Hello,
Labsdb1011 has recovered, I have repooled it.
Labsdb1010 is lagging a bit behind, but I am going to repool it with its
normal weight, and keeping the query killer to 1800 seconds until it fully
recovers from helping labsdb1011.
Manuel.
On Wed, Sep 30, 2020 at 7:27 AM Manuel Arostegui <marostegui(a)wikimedia.org>
wrote:
Hello,
This is a heads up about the current situation with s4 (commons) and
labsdb.
There's been more activity lately on s4, and that had made labsdb1011
(analytics role) start lagging behind.
https://grafana.wikimedia.org/d/000000273/mysql?viewPanel=6&orgId=1&…
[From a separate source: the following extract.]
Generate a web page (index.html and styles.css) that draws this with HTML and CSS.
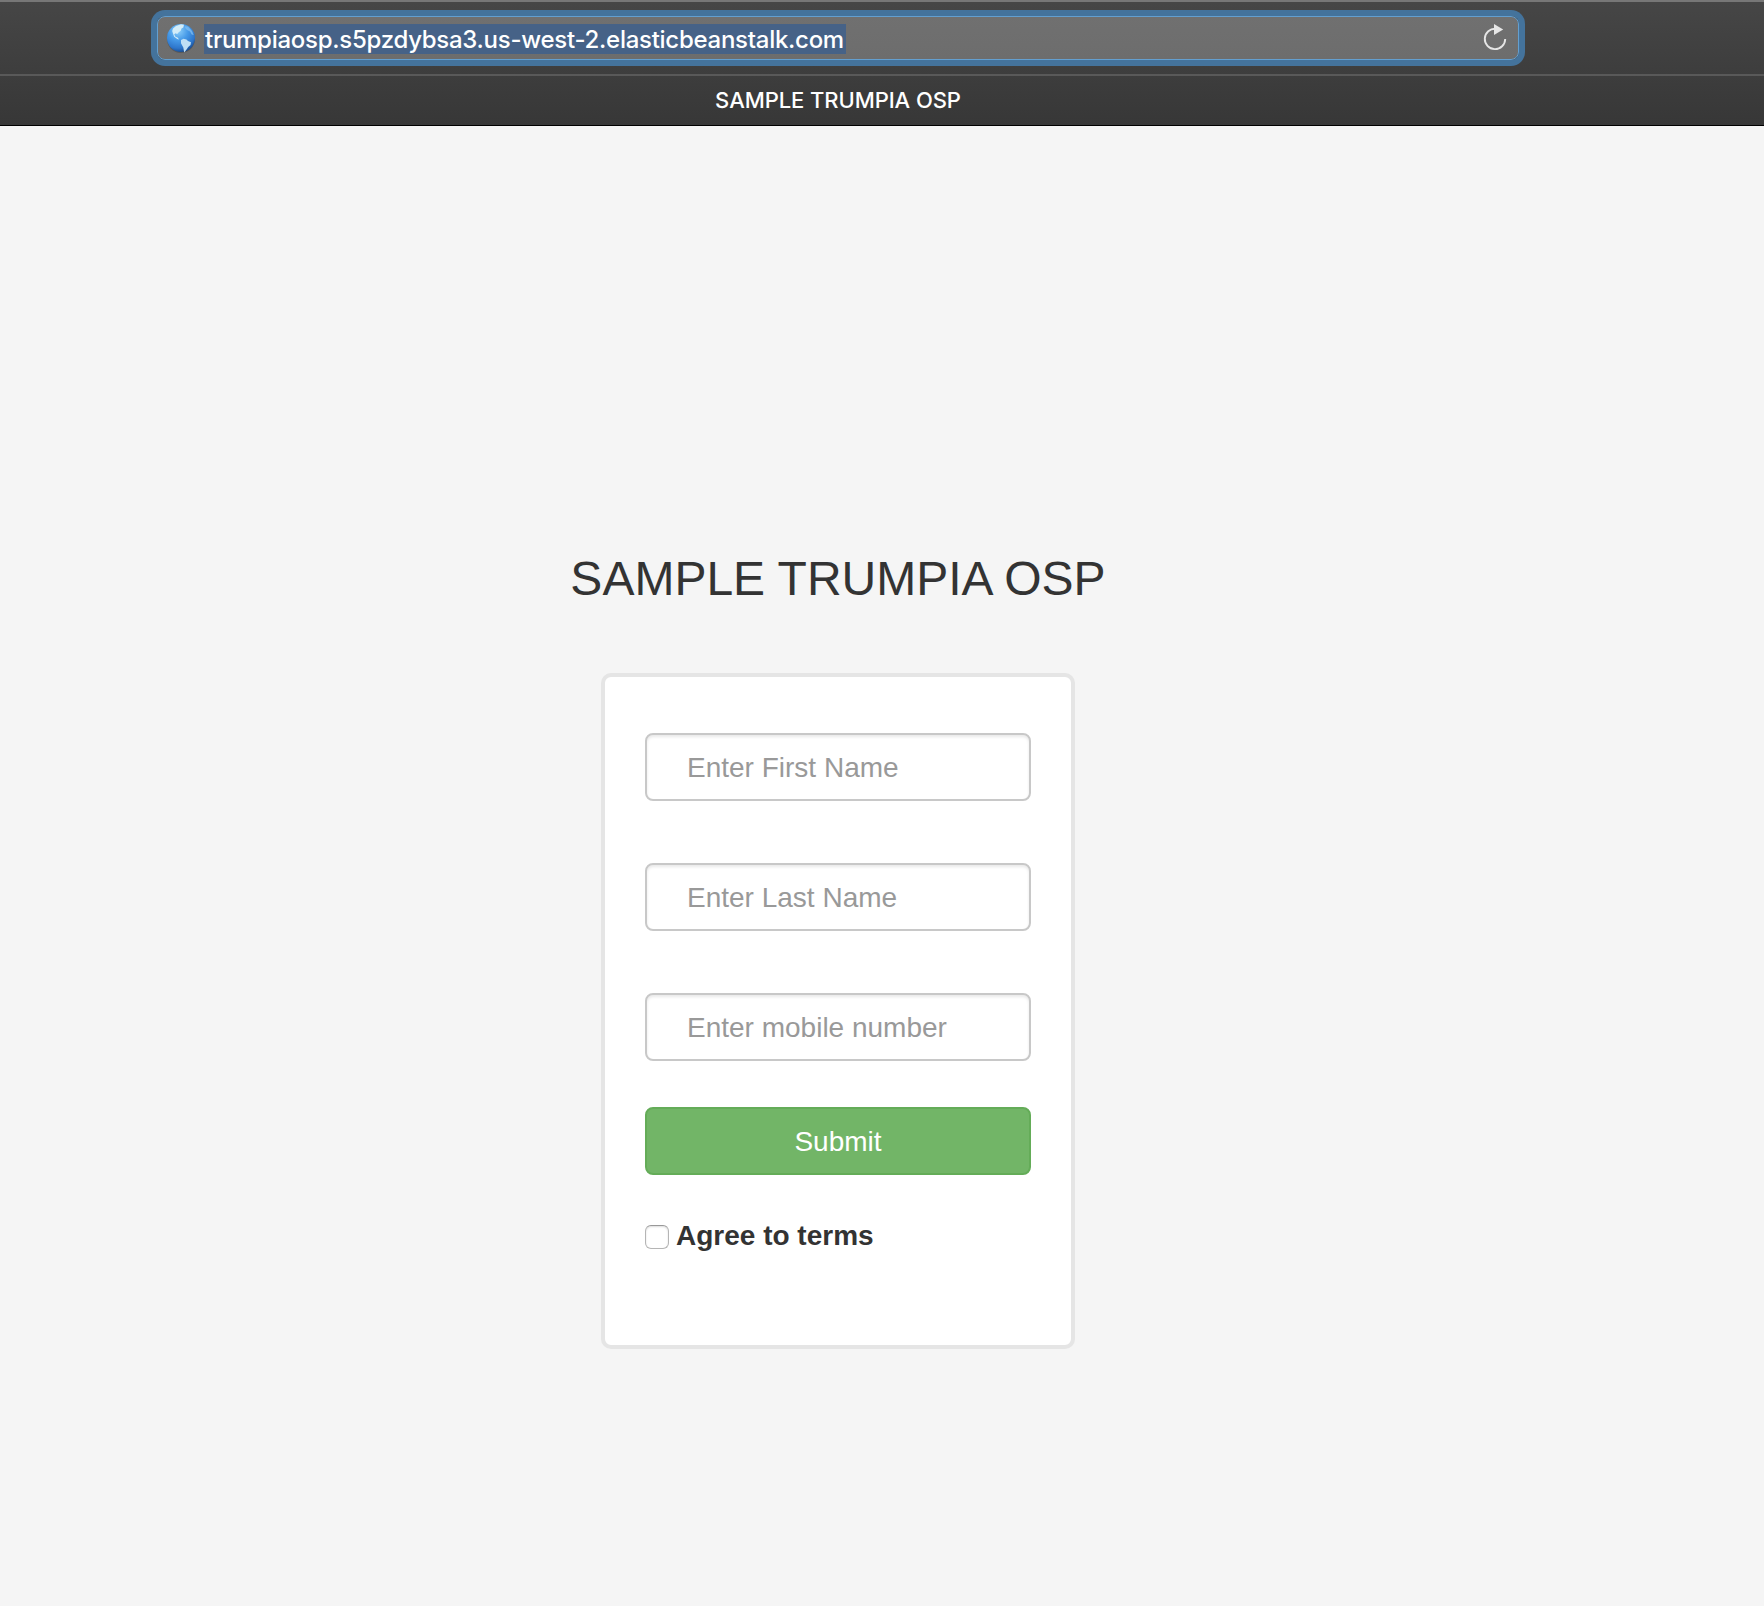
FILE: index.html
```html
<!DOCTYPE html>
<html lang="en">
<head>
<meta charset="utf-8">
<title>SAMPLE TRUMPIA OSP</title>
<link rel="stylesheet" href="styles.css">
</head>
<body>
<header class="chrome">
  <div class="toolbar">
    <div class="address">
      <svg class="globe" viewBox="0 0 30 30" width="30" height="30">
        <defs>
          <radialGradient id="sea" cx="40%" cy="24%" r="78%">
            <stop offset="0" stop-color="#8fd0fa"/>
            <stop offset=".45" stop-color="#4599e8"/>
            <stop offset=".8" stop-color="#2e76cb"/>
            <stop offset="1" stop-color="#174b91"/>
          </radialGradient>
        </defs>
        <ellipse cx="15" cy="16" rx="14" ry="14" fill="#333" opacity=".35"/>
        <circle cx="15" cy="15" r="14" fill="url(#sea)"/>
        <path d="M7 5.500 10 3l5-1.700 3 .5-.7 2.600-1.800 1-.8 2.300-2 1.500-1.500 1.800-1.800-.8-1.200 1.200 1.300 2.400 2 .8 1.700 1.800-2-.3-3-2.300L7 10.500 6.200 8z" fill="#d3ecf8"/>
        <path d="M19 3.200 22 3.500 26 8l1.700 4-2-.5-1.700-3-3-1.500-1.800-2z" fill="#7fbdf0" opacity=".8"/>
        <path d="m15 17 2.500-1.200 3 .7 1.500 1.600 3 1.200-.5 2.800-2.300 1.800-1.500 2.300-2.500 3.300-.9-5-2.300-4.200z" fill="#bfdff5"/>
      </svg>
      <span class="url">trumpiaosp.s5pzdybsa3.us-west-2.elasticbeanstalk.com</span>
      <svg class="reload" viewBox="0 0 26 30" width="26" height="30">
        <path d="M23.200 15a10.200 10.200 0 1 1-9.400-10.200" fill="none" stroke="#e6e6e6" stroke-width="1.900"/>
        <path d="M12 0l9.200 5.500L12 11z" fill="#e6e6e6"/>
      </svg>
    </div>
  </div>
  <div class="tab"><span class="tab-title">SAMPLE TRUMPIA OSP</span></div>
</header>
<main class="page">
  <h1 class="heading">SAMPLE TRUMPIA OSP</h1>
  <form class="card">
    <input class="field" type="text" placeholder="Enter First Name">
    <input class="field" type="text" placeholder="Enter Last Name">
    <input class="field" type="text" placeholder="Enter mobile number">
    <button class="submit" type="button">Submit</button>
    <label class="terms"><input class="check" type="checkbox"><span>Agree to terms</span></label>
  </form>
</main>
</body>
</html>
```
FILE: styles.css
```css
* { box-sizing: border-box; }
body {
  margin: 0;
  height: 1606px;
  overflow: hidden;
  background: #f5f5f5;
  color: #333;
  font-family: "Liberation Sans", Arial, sans-serif;
}
.chrome {
  height: 126px;
  padding-right: 88px;
  border-top: 2px solid #777;
  border-bottom: 1px solid #000;
  background: linear-gradient(#464646, #373737);
  color: #fff;
  font-family: Inter, sans-serif;
  font-weight: 500;
}
.toolbar {
  height: 74px;
  margin-right: -88px;
  padding: 14px 0 0 157px;
  border-bottom: 2px solid #595959;
}
.address {
  display: flex;
  align-items: center;
  width: 1362px;
  height: 44px;
  padding: 0 10px 0 8px;
  border: 1px solid #639fd0;
  border-radius: 8px;
  background: linear-gradient(#707070, #6d6d6d);
  box-shadow: 0 0 0 6px #44739c;
}
.url {
  height: 30px;
  width: 642px;
  margin: 2px auto 0 8px;
  padding-left: 1px;
  background: #466287;
  font-size: 24px;
  letter-spacing: -.27px;
  line-height: 31px;
  white-space: nowrap;
}
.reload { margin-top: 2px; }
.tab {
  height: 49px;
  text-align: center;
  font-size: 22px;
  letter-spacing: -.08px;
  line-height: 49px;
}
.page {
  display: flex;
  flex-direction: column;
  align-items: center;
  padding: 426px 88px 0 0;
}
.heading {
  margin: 0 0 67px;
  font-size: 48px;
  font-weight: 400;
  line-height: 54px;
}
.card {
  display: flex;
  flex-direction: column;
  width: 474px;
  height: 676px;
  padding: 56px 40px 0;
  border: 4px solid #e5e5e5;
  border-radius: 10px;
  background: #fff;
}
.field {
  height: 68px;
  margin: 0 0 62px;
  padding: 2px 40px 0;
  border: 2px solid #c8c8c8;
  border-radius: 8px;
  background: #fff;
  box-shadow: inset 0 2px 3px rgba(0, 0, 0, .09);
  font: 28px "Liberation Sans", Arial, sans-serif;
}
.field::placeholder { color: #999; }
.submit {
  height: 68px;
  margin-top: -16px;
  padding: 2px 0 0;
  border: 2px solid #64ac58;
  border-radius: 8px;
  background: #72b567;
  color: #fff;
  font: 28px "Liberation Sans", Arial, sans-serif;
}
.terms {
  display: flex;
  gap: 7px;
  margin-top: 45px;
  font-size: 28px;
  font-weight: 700;
  line-height: 32px;
}
.check {
  appearance: none;
  width: 24px;
  height: 24px;
  margin: 5px 0 0;
  border: 1px solid #b5b5b5;
  border-top-color: #999;
  border-radius: 6px;
  background: #fff;
  box-shadow: inset 0 1px 2px rgba(0, 0, 0, .14);
}
```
I have tried to ease its weight a couple of days ago, to help it
recovering:
https://gerrit.wikimedia.org/r/c/operations/puppet/+/630392
https://gerrit.wikimedia.org/r/c/operations/puppet/+/630531
https://gerrit.wikimedia.org/r/c/operations/puppet/+/630770
The last change has (as sort of expected) made labsdb1010 lag:
https://grafana.wikimedia.org/d/000000273/mysql?viewPanel=6&orgId=1&…
I am going to decrease the pt-kill query time from 3600 to 1800 to see if
that helps labsdb1010 to guard the fort a bit.
There's not much else we can do at the moment, but just keep all these
issues in mind if people complain about lag on s4 (commons) on the
analytics role.
The web role is doing fine (labsdb1009 isn't lagging).
Manuel.